Big Tech Must Disclose Data Used to Profile Citizens’ Behavior, California AG Says

 

Reporter Karina Montoya writes about a recent decision in California regarding data privacy that might have implications in other states.


Last month, California Attorney General Rob Bonta issued his first opinion interpreting the definition of personal data under the California Consumer Privacy Act (CCPA). The law, in effect since January 2020, gives state residents rights over the personal data platforms hold about them, including the right to opt out of its sale and sharing, or to delete it. The opinion clarified for the first time that the profiles platforms create about individual users to tailor advertising to them should be considered personal data. The opinion applies both to data collected directly by the platforms and “inferences” based on close study of other behavioral patterns.

Bonta delivered his opinion in response to a specific inquiry by a member of the California Assembly, so the full implications are not clear.
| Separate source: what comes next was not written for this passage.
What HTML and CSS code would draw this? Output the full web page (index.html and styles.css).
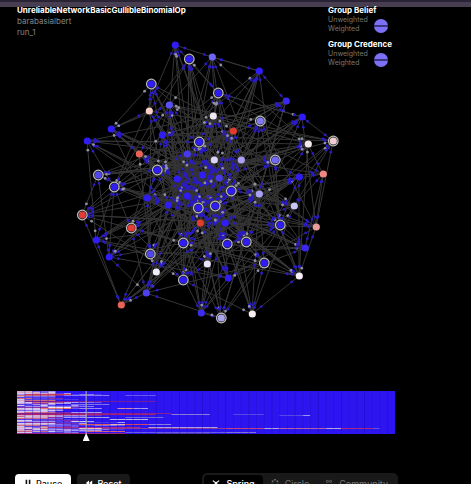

One immediate practical effect, however, is that platforms must now disclose this information to any individual California resident who asks for it.

But some data privacy experts expect Bonta’s decision may actually threaten the long-term viability of the surveillance advertising practice that underpin Google’s and Facebook’s business models. The decision, they say, opens the door to a broader discussion about an extended definition of personal data and the types of control consumers should have over it.

“Access requests are not a holy grail, but it’s a win for transparency,” Ignacio Cofone, assistant professor and Canada Research Chair in AI Law & Data Governance at McGill University, told Open Markets. There is also a “huge potential for expanding other rights” to this type of data, he added, including the right to delete profiling data or to opt out of this practice entirely.

In the meantime, Cofone suggested, data privacy activists will have more resources to expose data aggregation practices that allow for price discrimination based on predicted behavior, or to exclude users based on race, gender, or religion in ads for housing or employment opportunities.

Google, Facebook, and other platforms routinely derive inferences about a user’s behavior by aggregating seemingly innocuous data points (such as IP addresses, email, and age) harvested from consumers directly or from public sources, with data gathered through surveilling users across the web. These insights can reveal a person’s voting intentions, religious beliefs, sexual orientation, or health conditions — information that consumers never intended to provide in the first place. It is through this practice that platforms can, for example, fuel extremism and push users to join partisan political groups online, as The Markup reported.

For instance, when a person uses Google’s search engine, maps, mail, or voice assistant, the platform stores those interactions. If that same person visits a news site supported by Google ads or analytics, Google is able to collect data about that content as well. Google then aggregates all this data to help target ads to that person. Facebook does the same with data collected from WhatsApp and Instagram, and from third-party websites with embedded Facebook buttons.

Californians can already download their personal information from platforms covered by the CCPA, but until now platforms have not included the full profiles they have compiled about that individual.

Other legal experts say that Bonta’s recent decision implicitly allows platforms to continue to retain and deal in inferred data even if a consumer has requested that his or her direct personal data be deleted. The Attorney General’s Office declined to comment on this issue.

More clarity about the CCPA implementation and enforcement is yet to come. After the CCPA was amended through the California Privacy Rights Act in late 2020, the California Privacy Protection Agency was created to enforce both laws, in addition to the attorney general. The agency is expected to complete its rulemaking at the end of this year, and it will not affect the attorney general’s opinion.